Dear reader, I now beg your one last indulgence. Because I have one more point I’d like to make about Harry Styles, and it’s not very consequential. It’s actually pretty petty. It’s nowhere near as important as the harm he is doing to real marginalized groups, and I recognize this, but I’ve been dying to say this somewhere. And is it not my right as a gay person to complain about fashion? If Harry Styles is going to stereotype me, then a stereotype I shall be. 

Here’s the thing: his clothes are ugly as sin. To be clear, this is my subjective opinion. Beauty is in the eye of the beholder, and, unlike the other things I discussed here, this has no moral component and is simply a matter of taste. But holy shit, dude. Maybe I’d care less that he was making such a big deal out of wearing a dress if he were capable of matching two garments together, but he’s not. And don’t even get me started on his weird little boob-window lederhosen sequined pantsuits that he seems so fond of. 

They’re just…ugly. It looks bad. Honestly, if there’s any indication to me that this man is straight, it’s the way he dresses. He chooses clothes like someone who has done a whole bunch of reading on camp and can recite whole paragraphs but still hasn’t grasped the fundamental idea of camp in a way that he can enact. He lacks imagination, maybe. I don’t know. Whatever it is, he knows how to be queer on paper only, and when he brings his studies out into the real world, it looks tacky and performative. 
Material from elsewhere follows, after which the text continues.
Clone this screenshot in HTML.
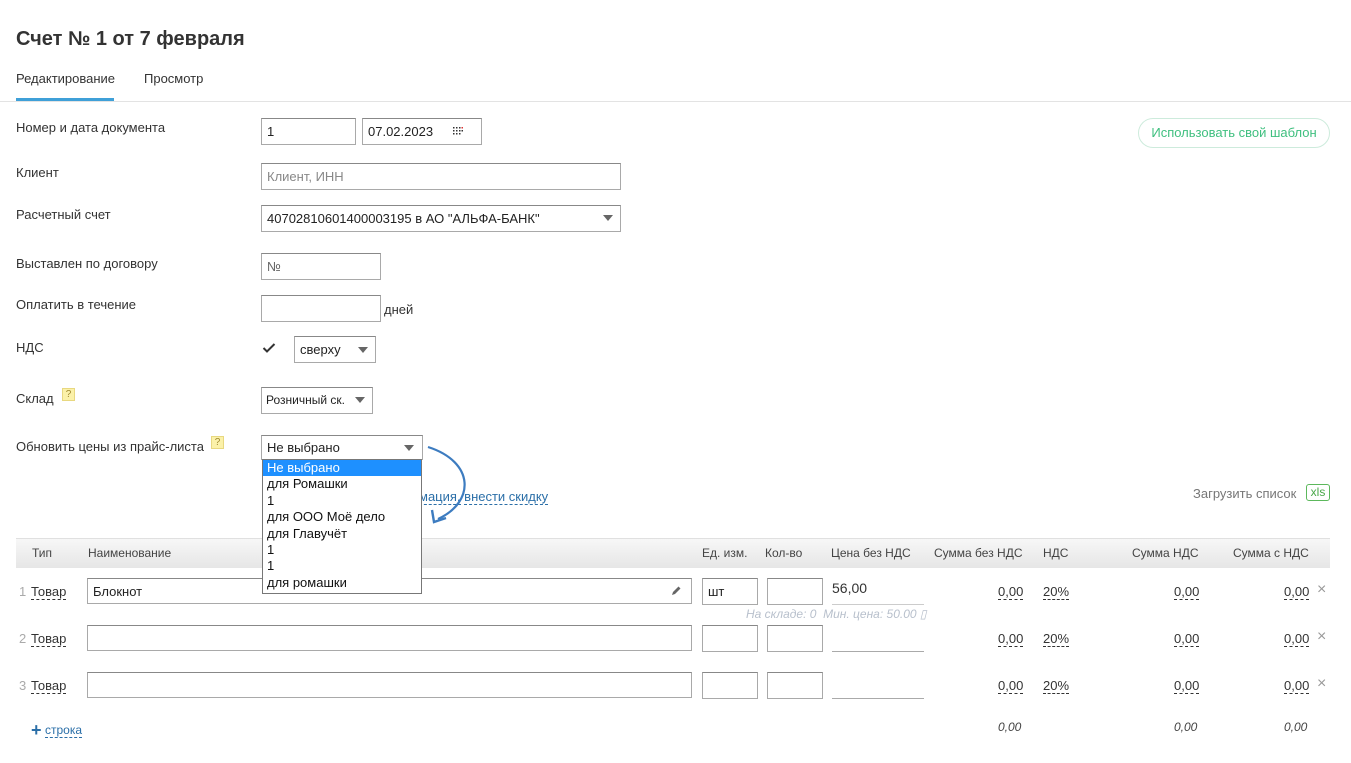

Perhaps because it is, and perhaps the missing ingredient in his performance of queerness is, in fact, queerness, but I can’t say for sure. All I know is that Harry Styles and his career based on singing songs about boys liking girls has no business telling the world that there’s a right or wrong way to be gay, and I’m sick of people treating him like some kind of martyr for taking the immense risk of – let me check my notes – being on the cover of Vogue.